For women with a strong family history, known genetic mutations, or a history of chest radiation, screening often begins earlier and may include breast MRI in addition to mammography. If you’re unsure which category you fall into, a risk assessment tool can help you and your doctor determine the right approach.

Colorectal Cancer Is Rising in Younger Women

While breast cancer holds the top spot overall, one trend worth watching is the rise of colorectal cancer in younger adults. Diagnoses in people under 50 are increasing by about 1.4 percent per year, even as rates in older adults continue to decline by roughly 3.1 percent annually.
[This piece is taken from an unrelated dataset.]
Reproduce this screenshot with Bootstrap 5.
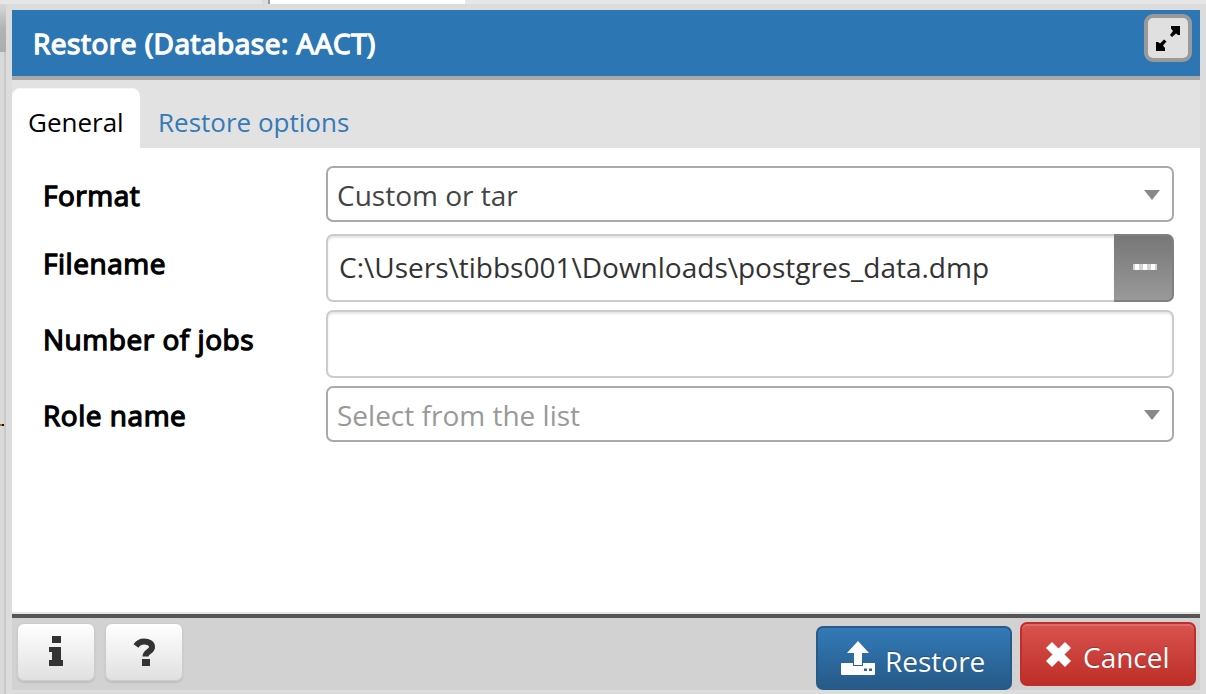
<!DOCTYPE html>
<html lang="en">
<head>
<meta charset="utf-8">
<meta name="viewport" content="width=device-width, initial-scale=1">
<title>Restore (Database: AACT)</title>
<link href="https://cdn.jsdelivr.net/npm/bootstrap@5.3.0/dist/css/bootstrap.min.css" rel="stylesheet">
<style>
body{height:694px;background:#d9d9d9;font-family:"Open Sans",sans-serif;font-size:28px;line-height:38px;color:#444}
.backstrip{height:4px;background:#e6e6e6}
.seg-a{width:262px}
.seg-b{width:8px;background:#dcdcdc;border-right:2px solid #999}
.seg-c{width:195px;background:#fff}
.gutter{width:6px;background:linear-gradient(90deg,#d9d9d9 4px,#c8c8c8 4px)}
.gutter-top{height:48px;background:linear-gradient(#d8d8d8,#b3b3b3 24px,#adadad)}
.tick{margin-top:372px;height:2px;width:4px;background:#111;border-left:2px solid #b36a1c}
.dialog{border:6px solid #dcdcdc;border-bottom-width:4px;height:690px}
.titlebar{height:70px;background:#2c76b4;border-bottom:4px solid #a9a9a9;padding:4px 8px 0 21px}
.titlebar h1{font-size:28px;line-height:58px;letter-spacing:.52px;color:#fff;-webkit-text-stroke:1.4px #fff}
.max-btn{width:48px;height:48px;border:4px solid #999;border-radius:9px;background:#e0e0e0}
.tabs{height:68px;background:#e2e2e2;padding-top:8px;font-size:26px}
.tabs .nav-link{height:60px;padding:15px 16px 0;line-height:38px;color:#337ab7;border:0}
.tabs .nav-link.active{width:128px;background:#fff;color:#000;border-radius:8px 8px 0 0;border-top:1px solid #f5f5f5;padding-top:14px}
.tabs .nav-link + .nav-link{padding-left:18px}
.pane{background:#fff;padding:18px 26px 0 31px;border-bottom:2px solid #e5e5e5}
.field-label{width:283px;padding-top:10px;color:#000;letter-spacing:.53px;-webkit-text-stroke:1.3px #000}
.box{border:2px solid #ccc;border-radius:7px;background:#fff}
.pick{height:56px;border-color:#aaa;padding:2px 12px 0 9px}
.entry{height:68px;box-shadow:inset 0 2px 2px rgba(0,0,0,.1);color:#333}
.browse{width:60px;height:68px;border:2px solid #808080;border-left:0;border-radius:0 7px 7px 0;background:linear-gradient(#777,#999)}
.file-entry{border-right:0;border-radius:7px 0 0 7px;padding:0 0 2px 11px}
.hint{color:#999}
.footbar{height:76px;background:#d2d2d2;border-top:4px solid #555;padding:4px 4px 0 5px}
.tool{width:78px;height:58px;margin:1px 10px 0 0;border:1px solid #ccc;border-radius:7px;background:linear-gradient(#fff,#e0e0e0);box-shadow:0 2px 2px rgba(0,0,0,.09)}
.act{border-radius:7px;color:#fff!important;font-size:28px;line-height:38px;text-shadow:0 -1px 1px rgba(0,0,0,.25)}
.act-restore{width:196px;height:64px;margin-top:4px;padding:6px 0 0 22px;gap:9px;border:2px solid #265a88;background:linear-gradient(#337ab7,#265a88)}
.act-cancel{width:176px;height:64px;padding:6px 0 0 23px;gap:11px;border:2px solid #c12e2a;background:linear-gradient(#d9534f,#be2e28);box-shadow:inset 0 2px 0 rgba(255,255,255,.15)}
.act svg{margin-top:-5px}
</style>
</head>
<body class="overflow-hidden">
<div class="backstrip d-flex"><div class="seg-a"></div><div class="seg-b"></div><div class="seg-c"></div></div>
<div class="d-flex">
  <div class="gutter flex-shrink-0"><div class="gutter-top"></div><div class="tick"></div></div>
  <main class="dialog d-flex flex-column flex-grow-1">
    <header class="titlebar d-flex justify-content-between align-items-start flex-shrink-0">
      <h1 class="m-0">Restore (Database: AACT)</h1>
      <button class="max-btn btn p-0 d-flex" aria-label="Maximize"><svg width="40" height="40" viewBox="0 0 40 40"><path d="M23 8h9v9h-2l-2-1.500-4 3.500-2-2 3-4-2-2.500zM8 24h2l2 1.500 4-4 2.500 2-3.500 4 2 2.500v3H8z"/></svg></button>
    </header>
    <nav class="tabs nav flex-nowrap flex-shrink-0">
      <a class="nav-link active text-nowrap">General</a>
      <a class="nav-link text-nowrap">Restore options</a>
    </nav>
    <section class="pane flex-grow-1">
      <div class="d-flex pb-1 mb-2"><div class="field-label"><span>Format</span></div>
        <div class="box pick flex-grow-1 d-flex align-items-center justify-content-between"><span>Custom or tar</span><svg width="16" height="10"><path d="M0 0h16L8 10z" fill="#888"/></svg></div></div>
      <div class="d-flex mb-2"><div class="field-label"><span>Filename</span></div>
        <div class="box entry file-entry flex-grow-1 d-flex align-items-center"><span>C:\Users\tibbs001\Downloads\postgres_data.dmp</span></div>
        <button class="browse btn p-0 d-flex align-items-center justify-content-center" aria-label="Browse"><svg class="ms-1" width="24" height="8"><path d="M0 0h24v6H0z" fill="#d4d4d4"/><path d="M2 0h4v6H2zM10 0h4v6h-4zM18 0h4v6h-4z" fill="#fff"/></svg></button></div>
      <div class="d-flex mb-2"><div class="field-label"><span>Number of jobs</span></div><div class="box entry flex-grow-1"></div></div>
      <div class="d-flex"><div class="field-label"><span>Role name</span></div>
        <div class="box pick flex-grow-1 d-flex align-items-center justify-content-between"><span class="hint">Select from the list</span><svg width="16" height="10"><path d="M0 0h16L8 10z" fill="#888"/></svg></div></div>
    </section>
    <footer class="footbar d-flex align-items-start flex-shrink-0">
      <button class="tool btn p-0 d-flex justify-content-center align-items-center" aria-label="Info"><svg width="16" height="32"><path d="M4 0h9v7H4zM1 11h12v13h2v6H1v-6h3v-8H1z" fill="#333"/></svg></button>
      <button class="tool btn p-0 me-auto d-flex justify-content-center align-items-center" aria-label="Help"><svg width="24" height="32"><path d="M4 10C6 7 9 5.500 12 5.500c5 0 8 2 8 5.500 0 5-6.500 4-6.500 9.500" fill="none" stroke="#333" stroke-width="6"/><path d="M10 23h8v7h-8z" fill="#333"/></svg></button>
      <button class="act act-restore btn d-flex align-items-center"><svg width="36" height="36"><path d="M18 0l11 12h-7v12h-8V12H7zM1 22h12v3h10v-3h12v11q0 1-1 1H2q-1 0-1-1z" fill="#fff"/><path d="M24 27.500h3v2.500h-3zM29 27.500h3v2.500h-3z" fill="#2b6599"/></svg><span>Restore</span></button>
      <button class="act act-cancel btn d-flex align-items-center ms-2"><svg width="27" height="27"><path d="M4 4l19 19M23 4L4 23" stroke="#fff" stroke-width="8.500"/></svg><span>Cancel</span></button>
    </footer>
  </main>
</div>
<script src="https://cdn.jsdelivr.net/npm/bootstrap@5.3.0/dist/js/bootstrap.bundle.min.js"></script>
</body>
</html>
This shift prompted screening guidelines to lower the recommended starting age for colonoscopies from 50 to 45.

The reasons behind this increase aren’t fully understood, but researchers point to rising obesity rates, more sedentary lifestyles, and changes in diet as likely contributors. Symptoms like persistent changes in bowel habits, rectal bleeding, or unexplained weight loss in younger women should not be dismissed as too unlikely to be cancer.

Cervical Cancer: A Success Story in Prevention

Cervical cancer was once one of the leading causes of cancer death in women. Today it ranks much lower, with about 7.6 new cases per 100,000 women each year. Two tools drove that decline: the Pap smear, which catches precancerous changes before they become cancer, and the HPV vaccine.

HPV vaccination has proven remarkably effective. Early vaccination reduces cervical precancers by 40 percent and cuts the overall risk of developing cervical cancer by more than 80 percent. The vaccine works best when given before any exposure to the virus, which is why it’s recommended for preteens, though it can be given through age 26 and in some cases up to 45. Cervical cancer is one of the most preventable cancers that exist, yet cases still occur primarily in women who were never screened or vaccinated.

What You Can Do to Lower Your Risk

No single action eliminates cancer risk, but several habits meaningfully reduce it across multiple cancer types. Maintaining a healthy weight is one of the most impactful, particularly after menopause, when excess body fat drives estrogen production and raises breast cancer risk. Regular physical activity, even moderate walking for 30 minutes a day, is independently associated with lower risk of breast and colorectal cancer.

Limiting alcohol matters more than many women realize. Even one drink per day modestly increases breast cancer risk, and the risk rises with each additional drink. Not smoking dramatically reduces the chances of lung cancer, which remains the deadliest cancer in women despite being largely preventable. And staying current with recommended screenings for breast, cervical, and colorectal cancer remains the most reliable way to catch problems early, when treatment works best and survival rates are highest.